BEGIN DATA BLOCK

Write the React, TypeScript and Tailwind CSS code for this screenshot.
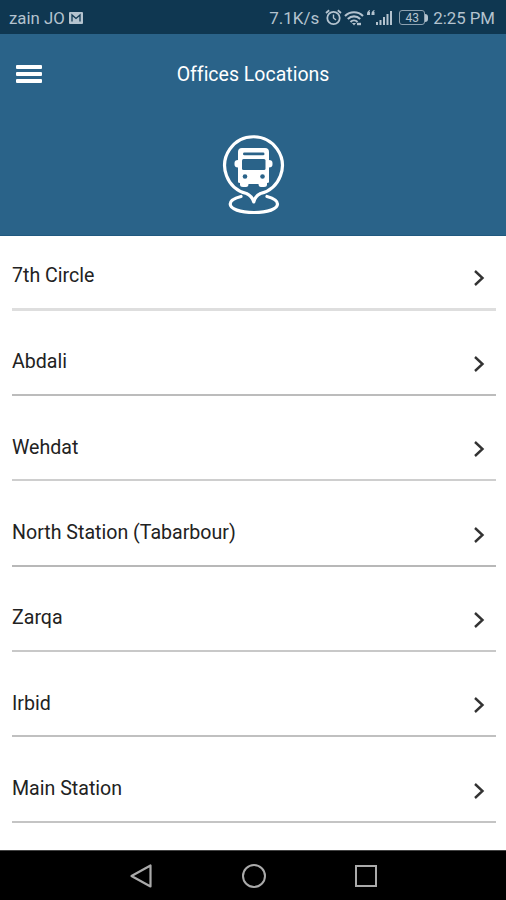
import React from "react";

const offices = [
  { name: "7th Circle", line: "h-[3px] bg-[#dedede]" },
  { name: "Abdali", line: "h-[2px] bg-[#bcbcbc]" },
  { name: "Wehdat", line: "h-[2px] bg-[#cecece]" },
  { name: "North Station (Tabarbour)", line: "h-[2px] bg-[#b8b8b8]" },
  { name: "Zarqa", line: "h-[2px] bg-[#c8c8c8]" },
  { name: "Irbid", line: "h-[2px] bg-[#c0c0c0]" },
  { name: "Main Station", line: "h-[2px] bg-[#c4c4c4]" },
];

function StatusBar() {
  return (
    <div className="flex h-[34px] items-center justify-between bg-[#0f3751] pt-[3px] pr-[11px] pl-[9px] text-[#b4c3cf]">
      <div className="flex items-center">
        <span className="pt-px text-[16.8px] whitespace-nowrap">zain JO</span>
        <svg className="mb-[2px] ml-[4px] h-[12px] w-[14px]" viewBox="0 0 14 12">
          <rect width="14" height="12" rx="1" fill="currentColor" />
          <path d="M3 9.500V3l4 3.400L11 3v6.500" fill="none" stroke="#0f3751" strokeWidth="1.3" />
        </svg>
      </div>
      <div className="flex items-center">
        <span className="text-[17px] whitespace-nowrap">7.1K/s</span>
        <svg className="mb-[2px] ml-[6px] h-[17px] w-[17px]" viewBox="0 0 17 17" fill="none" stroke="currentColor">
          <circle cx="8.5" cy="9" r="6.2" strokeWidth="1.8" />
          <path d="M8.5 5.5V9l2.5 2" strokeWidth="1.4" />
          <path d="M1 4l3.2-2.8M16 4l-3.2-2.8" strokeWidth="1.8" />
        </svg>
        <svg className="mb-px ml-[2px] h-[17px] w-[20px]" viewBox="0 0 20 17" fill="none" stroke="currentColor" strokeWidth="2.1">
          <path d="M1 6c5-5 13-5 18 0M3.8 9c3.6-3.5 8.8-3.5 12.4 0M6.5 12c2-2 5-2 7 0" />
          <path d="M8 13l2 2.5 2-2.5z" fill="currentColor" stroke="none" />
          <path d="M13 14h4" strokeWidth="2.4" />
        </svg>
        <svg className="mb-[4px] ml-[2px] h-[18px] w-[27px]" viewBox="0 0 27 18" fill="currentColor">
          <path d="M4 2C2 2.500 1 4 1 6v1h3V4H3l1-1zM8.500 2C6.500 2.500 5.500 4 5.500 6v1h3V4h-1l1-1z" />
          <path d="M10 14h2v3h-2zM13.500 12h2v5h-2zM17 9h2v8h-2zM20.500 6h2v11h-2zM24 3h2v14h-2z" />
        </svg>
        <div className="mb-[2px] ml-[6px] flex h-[15px] w-[26px] items-center justify-center rounded-[3px] border border-[#8da1b0] text-[12px]">
          43
        </div>
        <div className="mb-[2px] h-[8px] w-[3px] rounded-r-sm bg-[#b4c3cf]" />
        <span className="ml-[5px] text-[16.8px] whitespace-nowrap">2:25 PM</span>
      </div>
    </div>
  );
}

function BusPin() {
  return (
    <svg className="h-[84px] w-[64px]" viewBox="0 0 64 84" fill="none">
      <path
        d="M25.500 61.500A28.800 28.800 0 1 1 39.500 61.500Q34 64 32.800 70Q31 64 25.500 61.500Z"
        stroke="white"
        strokeWidth="3.200"
        strokeLinejoin="round"
      />
      <path
        d="M20 64.500C12 66.500 9.200 69 9.200 72C9.200 77 19 80.500 33 80.500S56.500 77 56.500 72C56.500 69 53 66.500 46 64.500"
        stroke="white"
        strokeWidth="3.200"
        strokeLinecap="round"
      />
      <path
        d="M21 16h23q4 0 4 4v8q3.500 0 3.500 3v1.500q0 3-3.500 3V50q0 1-2 1v1.500q0 2.500-3 2.500h-3q-2.500 0-2.500-3h-10q0 3-2.500 3h-3q-3 0-3-2.500V51q-2 0-2-1V35.500q-3.500 0-3.500-3V31q0-3 3.500-3v-8q0-4 4-4z"
        fill="white"
      />
      <rect x="22" y="20.500" width="21.500" height="2.800" rx="1.400" fill="#2a6389" />
      <rect x="21" y="27" width="23.500" height="11" rx="1.500" fill="#2a6389" />
      <circle cx="24" cy="44.500" r="2.300" fill="#2a6389" />
      <circle cx="41.500" cy="44.500" r="2.300" fill="#2a6389" />
    </svg>
  );
}

function NavBar() {
  return (
    <div className="flex h-[50px] items-center justify-between border-t border-[#444444] bg-black pr-[129px] pl-[129px]">
      <svg className="h-[26px] w-[23px]" viewBox="0 0 23 26" fill="none" stroke="#aaaaaa" strokeWidth="2.200">
        <path d="M21.500 2.500v21L2.500 13z" strokeLinejoin="round" />
      </svg>
      <div className="h-[24px] w-[24px] rounded-full border-2 border-[#aaaaaa]" />
      <div className="h-[22px] w-[22px] border-2 border-[#aaaaaa]" />
    </div>
  );
}

export default function App() {
  return (
    <div className="flex h-[900px] w-[506px] flex-col overflow-hidden bg-white font-['Roboto',sans-serif]">
      <StatusBar />

      <header className="h-[202px] border-b border-[#20597f] bg-[#2a6389]">
        <div className="grid h-[80px] grid-cols-[80px_1fr_80px] items-center">
          <div className="ml-[16px] flex w-[26px] flex-col gap-[3px]">
            <div className="h-[4px] rounded-[1px] bg-white" />
            <div className="h-[4px] rounded-[1px] bg-white" />
            <div className="h-[4px] rounded-[1px] bg-white" />
          </div>
          <h1 className="pt-[2px] text-center text-[19.5px] text-white [font-variant-ligatures:none]">
            Offices Locations
          </h1>
        </div>
        <div className="mt-[18px] flex justify-center">
          <BusPin />
        </div>
      </header>

      <ul className="-mt-[10.500px] min-h-0 flex-1 pr-[10px] pl-[12px]">
        {offices.map((office) => (
          <li key={office.name} className="flex h-[85.330px] flex-col">
            <div className="flex flex-1 items-center justify-between pt-[19px]">
              <span className="text-[19.6px] text-[#222222]">{office.name}</span>
              <svg className="mt-[4px] mr-[11px] h-[18px] w-[12px]" viewBox="0 0 12 18" fill="none">
                <path d="M2 2l7.500 7L2 16" stroke="#333333" strokeWidth="2.400" />
              </svg>
            </div>
            <div className={office.line} />
          </li>
        ))}
      </ul>

      <NavBar />
    </div>
  );
}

END DATA BLOCK

INSTRUCTIONS FOR THE TASK: Ignore the images and quote every line of the listing exactly.

EXPECTED ANSWER:
Write the React, TypeScript and Tailwind CSS code for this screenshot.
import React from "react";

const offices = [
  { name: "7th Circle", line: "h-[3px] bg-[#dedede]" },
  { name: "Abdali", line: "h-[2px] bg-[#bcbcbc]" },
  { name: "Wehdat", line: "h-[2px] bg-[#cecece]" },
  { name: "North Station (Tabarbour)", line: "h-[2px] bg-[#b8b8b8]" },
  { name: "Zarqa", line: "h-[2px] bg-[#c8c8c8]" },
  { name: "Irbid", line: "h-[2px] bg-[#c0c0c0]" },
  { name: "Main Station", line: "h-[2px] bg-[#c4c4c4]" },
];

function StatusBar() {
  return (
    <div className="flex h-[34px] items-center justify-between bg-[#0f3751] pt-[3px] pr-[11px] pl-[9px] text-[#b4c3cf]">
      <div className="flex items-center">
        <span className="pt-px text-[16.8px] whitespace-nowrap">zain JO</span>
        <svg className="mb-[2px] ml-[4px] h-[12px] w-[14px]" viewBox="0 0 14 12">
          <rect width="14" height="12" rx="1" fill="currentColor" />
          <path d="M3 9.500V3l4 3.400L11 3v6.500" fill="none" stroke="#0f3751" strokeWidth="1.3" />
        </svg>
      </div>
      <div className="flex items-center">
        <span className="text-[17px] whitespace-nowrap">7.1K/s</span>
        <svg className="mb-[2px] ml-[6px] h-[17px] w-[17px]" viewBox="0 0 17 17" fill="none" stroke="currentColor">
          <circle cx="8.5" cy="9" r="6.2" strokeWidth="1.8" />
          <path d="M8.5 5.5V9l2.5 2" strokeWidth="1.4" />
          <path d="M1 4l3.2-2.8M16 4l-3.2-2.8" strokeWidth="1.8" />
        </svg>
        <svg className="mb-px ml-[2px] h-[17px] w-[20px]" viewBox="0 0 20 17" fill="none" stroke="currentColor" strokeWidth="2.1">
          <path d="M1 6c5-5 13-5 18 0M3.8 9c3.6-3.5 8.8-3.5 12.4 0M6.5 12c2-2 5-2 7 0" />
          <path d="M8 13l2 2.5 2-2.5z" fill="currentColor" stroke="none" />
          <path d="M13 14h4" strokeWidth="2.4" />
        </svg>
        <svg className="mb-[4px] ml-[2px] h-[18px] w-[27px]" viewBox="0 0 27 18" fill="currentColor">
          <path d="M4 2C2 2.500 1 4 1 6v1h3V4H3l1-1zM8.500 2C6.500 2.500 5.500 4 5.500 6v1h3V4h-1l1-1z" />
          <path d="M10 14h2v3h-2zM13.500 12h2v5h-2zM17 9h2v8h-2zM20.500 6h2v11h-2zM24 3h2v14h-2z" />
        </svg>
        <div className="mb-[2px] ml-[6px] flex h-[15px] w-[26px] items-center justify-center rounded-[3px] border border-[#8da1b0] text-[12px]">
          43
        </div>
        <div className="mb-[2px] h-[8px] w-[3px] rounded-r-sm bg-[#b4c3cf]" />
        <span className="ml-[5px] text-[16.8px] whitespace-nowrap">2:25 PM</span>
      </div>
    </div>
  );
}

function BusPin() {
  return (
    <svg className="h-[84px] w-[64px]" viewBox="0 0 64 84" fill="none">
      <path
        d="M25.500 61.500A28.800 28.800 0 1 1 39.500 61.500Q34 64 32.800 70Q31 64 25.500 61.500Z"
        stroke="white"
        strokeWidth="3.200"
        strokeLinejoin="round"
      />
      <path
        d="M20 64.500C12 66.500 9.200 69 9.200 72C9.200 77 19 80.500 33 80.500S56.500 77 56.500 72C56.500 69 53 66.500 46 64.500"
        stroke="white"
        strokeWidth="3.200"
        strokeLinecap="round"
      />
      <path
        d="M21 16h23q4 0 4 4v8q3.500 0 3.500 3v1.500q0 3-3.500 3V50q0 1-2 1v1.500q0 2.500-3 2.500h-3q-2.500 0-2.500-3h-10q0 3-2.500 3h-3q-3 0-3-2.500V51q-2 0-2-1V35.500q-3.500 0-3.500-3V31q0-3 3.500-3v-8q0-4 4-4z"
        fill="white"
      />
      <rect x="22" y="20.500" width="21.500" height="2.800" rx="1.400" fill="#2a6389" />
      <rect x="21" y="27" width="23.500" height="11" rx="1.500" fill="#2a6389" />
      <circle cx="24" cy="44.500" r="2.300" fill="#2a6389" />
      <circle cx="41.500" cy="44.500" r="2.300" fill="#2a6389" />
    </svg>
  );
}

function NavBar() {
  return (
    <div className="flex h-[50px] items-center justify-between border-t border-[#444444] bg-black pr-[129px] pl-[129px]">
      <svg className="h-[26px] w-[23px]" viewBox="0 0 23 26" fill="none" stroke="#aaaaaa" strokeWidth="2.200">
        <path d="M21.500 2.500v21L2.500 13z" strokeLinejoin="round" />
      </svg>
      <div className="h-[24px] w-[24px] rounded-full border-2 border-[#aaaaaa]" />
      <div className="h-[22px] w-[22px] border-2 border-[#aaaaaa]" />
    </div>
  );
}

export default function App() {
  return (
    <div className="flex h-[900px] w-[506px] flex-col overflow-hidden bg-white font-['Roboto',sans-serif]">
      <StatusBar />

      <header className="h-[202px] border-b border-[#20597f] bg-[#2a6389]">
        <div className="grid h-[80px] grid-cols-[80px_1fr_80px] items-center">
          <div className="ml-[16px] flex w-[26px] flex-col gap-[3px]">
            <div className="h-[4px] rounded-[1px] bg-white" />
            <div className="h-[4px] rounded-[1px] bg-white" />
            <div className="h-[4px] rounded-[1px] bg-white" />
          </div>
          <h1 className="pt-[2px] text-center text-[19.5px] text-white [font-variant-ligatures:none]">
            Offices Locations
          </h1>
        </div>
        <div className="mt-[18px] flex justify-center">
          <BusPin />
        </div>
      </header>

      <ul className="-mt-[10.500px] min-h-0 flex-1 pr-[10px] pl-[12px]">
        {offices.map((office) => (
          <li key={office.name} className="flex h-[85.330px] flex-col">
            <div className="flex flex-1 items-center justify-between pt-[19px]">
              <span className="text-[19.6px] text-[#222222]">{office.name}</span>
              <svg className="mt-[4px] mr-[11px] h-[18px] w-[12px]" viewBox="0 0 12 18" fill="none">
                <path d="M2 2l7.500 7L2 16" stroke="#333333" strokeWidth="2.400" />
              </svg>
            </div>
            <div className={office.line} />
          </li>
        ))}
      </ul>

      <NavBar />
    </div>
  );
}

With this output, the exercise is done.